I think the residents are frustrated. Groceries and gas can only be bought with cash. Yesterday he could finally use a credit card.
And unfortunately, the political stunts designed to make residents believe that one candidate is making things worse & one can make them better only serves to bring them unnecessary stress and anxiety.
You can tell your friend FEMA is giving an emergency $750 to people who have lost everything so they can get basics. It’s not a payment for what they’ve lost but a way to tide them over because the situation is so dire on the ground and payouts always take a while. It must be traumatic to be in the middle of such a cataclysm, plus the scale of it - just heard from friends in Illinois, well out of the hurricane’s path, who nevertheless lost trees.
Just watching the news and they said Florida has closed a lot of schools in preparation for Milton. Right now it looks like it is going to go right across the middle of the state. Again.
We have friends coming up here from Anna Maria Island. Their house is new and is a fortress but the flooding will be a big worry. I agree with adding Milton the the thread title.
We have friends driving from Atlanta to the east coast of florida tomorrow. They are concerned that evacuation orders could affect traffic. They actually went grocery shopping here. They are expecting a lot of wind and rain, but hopefully that’s it.

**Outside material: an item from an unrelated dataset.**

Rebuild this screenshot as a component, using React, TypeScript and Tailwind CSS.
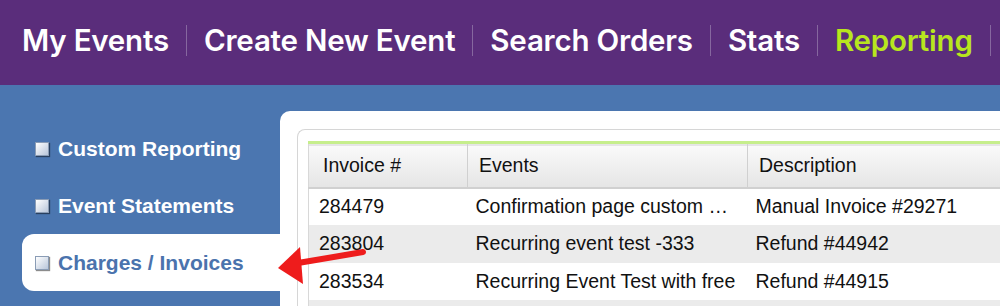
import React from "react";

const navItems = [
  { label: "My Events" },
  { label: "Create New Event" },
  { label: "Search Orders" },
  { label: "Stats" },
  { label: "Reporting", active: true },
];

const sideItems = [
  { label: "Custom Reporting" },
  { label: "Event Statements" },
  { label: "Charges / Invoices", active: true },
];

const rows = [
  { id: "284479", event: "Confirmation page custom …", desc: "Manual Invoice #29271" },
  { id: "283804", event: "Recurring event test -333", desc: "Refund #44942" },
  { id: "283534", event: "Recurring Event Test with free", desc: "Refund #44915" },
  { id: "", event: "", desc: "" },
];

function Bullet() {
  return (
    <span className="inline-block h-[14px] w-[14px] shrink-0 border border-[#8a9cb5] bg-gradient-to-br from-white to-[#b9c6da] shadow-[1px_1px_1px_rgba(0,0,0,0.45)]" />
  );
}

function Arrow() {
  return (
    <svg className="absolute left-[270px] top-[240px]" width="100" height="60" viewBox="0 0 100 60">
      <path d="M93 12 L28 23" stroke="#ee1c1c" strokeWidth="6" strokeLinecap="round" />
      <path d="M8 28 L30 7 L33 44 Z" fill="#ee1c1c" />
    </svg>
  );
}

export default function App() {
  return (
    <div className="relative h-[306px] w-[1000px] overflow-hidden bg-[#4b76b0]">
      <header className="flex h-[85px] items-center bg-[#5a2d7b] pb-[4px] pl-[5px]">
        {navItems.map((item) => (
          <div className="flex items-center" key={item.label}>
            <span
              className={`whitespace-nowrap px-[17px] font-['Inter',sans-serif] text-[29.5px] font-semibold tracking-[-0.2px] ${
                item.active ? "text-[#b8e61e]" : "text-white"
              }`}
            >
              {item.label}
            </span>
            <span className="h-[31px] w-px shrink-0 bg-[#86679f]" />
          </div>
        ))}
      </header>

      <div className="flex">
        <ul className="w-[280px] shrink-0 pl-[22px] pt-[35px] font-['Liberation_Sans',Arial,sans-serif] text-[21px] font-bold">
          {sideItems.map((item) => (
            <li
              className={`flex h-[57px] items-center gap-[9px] pl-[13px] ${
                item.active ? "rounded-l-[12px] bg-white text-[#4a73ad]" : "text-white"
              }`}
              key={item.label}
            >
              <Bullet />
              {item.label}
            </li>
          ))}
        </ul>

        <div className="mt-[26px] h-[300px] flex-1 rounded-tl-[10px] bg-white pl-[17px] pt-[18px]">
          <div className="h-[300px] rounded-tl-[8px] border-l border-t border-[#d6d6d6] pl-[10px] pt-[11px]">
            <table className="w-[700px] table-fixed border-collapse border-l border-[#d8d8d8] font-['Liberation_Sans',Arial,sans-serif] text-[19.5px] text-[#111]">
              <colgroup>
                <col className="w-[159px]" />
                <col className="w-[280px]" />
                <col className="w-[261px]" />
              </colgroup>
              <thead>
                <tr className="h-[45px] border-t-[3px] border-[#c6ee8c] bg-gradient-to-b from-[#fafafa] to-[#e5e5e5]">
                  <th className="border-b-2 border-r border-[#d0d0d0] pl-[14px] text-left font-normal">Invoice #</th>
                  <th className="border-b-2 border-r border-[#d0d0d0] pl-[11px] text-left font-normal">Events</th>
                  <th className="border-b-2 border-r border-[#d0d0d0] pl-[11px] text-left font-normal">Description</th>
                </tr>
              </thead>
              <tbody>
                {rows.map((r, i) => (
                  <tr className={`h-[37.5px] ${i % 2 ? "bg-[#ebebeb]" : "bg-white"}`} key={i}>
                    <td className="whitespace-nowrap pl-[10px]">{r.id}</td>
                    <td className="whitespace-nowrap pl-[8px]">{r.event}</td>
                    <td className="whitespace-nowrap pl-[8px]">{r.desc}</td>
                  </tr>
                ))}
              </tbody>
            </table>
          </div>
        </div>
      </div>

      <Arrow />
    </div>
  );
}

Another friend lives in Ft. Myers. I think she is under an evacuation order…again.
My sister is in Tampa. She and her husband are evacuating (again) to Atlanta. They fared okay during Helene but many in their neighborhood experienced devastating flooding (their neighborhood had never flooded before). I was supposed to meet my college Freshmen there on Wednesday for her Fall Break. She is now flying home to Seattle instead.

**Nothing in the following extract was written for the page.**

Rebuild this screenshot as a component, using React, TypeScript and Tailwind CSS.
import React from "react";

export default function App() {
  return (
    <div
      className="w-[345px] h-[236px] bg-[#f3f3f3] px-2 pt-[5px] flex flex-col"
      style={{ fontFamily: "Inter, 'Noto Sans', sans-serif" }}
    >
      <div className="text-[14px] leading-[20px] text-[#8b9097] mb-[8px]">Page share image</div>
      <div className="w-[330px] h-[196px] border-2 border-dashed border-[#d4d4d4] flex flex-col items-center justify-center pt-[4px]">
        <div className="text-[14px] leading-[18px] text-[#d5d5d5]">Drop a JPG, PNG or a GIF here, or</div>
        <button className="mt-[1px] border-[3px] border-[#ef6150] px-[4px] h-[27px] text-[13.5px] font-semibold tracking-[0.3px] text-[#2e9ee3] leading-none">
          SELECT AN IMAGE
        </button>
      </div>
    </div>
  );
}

They might be okay tomorrow, but I’ll bet that if they are evacuating, they might be doing ‘contraflow’ (both side of highway going the same direction) by Tues. It looks like they’ll want everyone to go to GA as the map shows the path hitting the Atlantic coast by Wednesday, from Fort Lauderdale to Jax.
Smart to shop where they know they’ll have food. Things get pretty bad at the stores in FL if someone even whispers ‘hurricane’ and when they have two in a row there is no bottled water or chips or beer (the essentials).
I just flew back to CT from Tampa today. The streets by my house were piled high with everything people had to remove from their flooded homes…… wood floors, furniture, refrigerators, bags and bags of items that were probably bedding and clothes. I passed near the county dump and the line was very backed up. I heard a rumor that they closed the dump to non-professionals because they couldn’t handle the traffic. People are really worried that if this doesn’t get removed from the streets before Wednesday, this is all going to become projectiles.
Today’s flight seemed full of people escaping the storm. My seatmate had an amazing outlook. She lives in a mobile home slightly northwest of Tampa, and left only with her important papers and a few clothes. She expects to lose everything else, yet she was grateful for the ability to leave and stay with her CT sister.
On another note, Tampa has set aside parking garages for people who have electric cars and they can park there for free to avoid saltwater contamination from storm surges. Evidently several electric cars have caught fire after being flooded with saltwater.
This is such a virtually non-issue (but glad Tampa is making arrangements for EVs)
" However, only 21 electric vehicles are known to have caught fire, far fewer than what officials initially warned.
Here’s what to know about whether flooding impacts electric vehicles. Experts say it is not necessarily more likely for an electric vehicle to catch fire due to flooding with only a small percentage of registered EVs doing so, according to USA TODAY analyses. However for every 100,000 gas-powered cars, 1,530 fires are reported a year primarily due to fuel leaks or crashes.
If flooding actually does cause an electric vehicle to catch fire, it is likely because collision or water intrusion has caused its battery to short circuit.
This rare event is called a thermal runaway, when the battery cell discharges energy and heats up from one cell to the next, causing a fire. "
The batteries have some reinforcement thing. If that gets cracked, water can possibly get in. I just made a large donation of stuff to a neighbor who is taking supplies down to South GA. Her driveway was very steep and my car slightly hit the bottom. Hope I didn’t damage my battery reinforcement!!
One problem with hurricane insurance is that it only covers damage from wind and not water. For the water, you need flood insurance, which very few people have.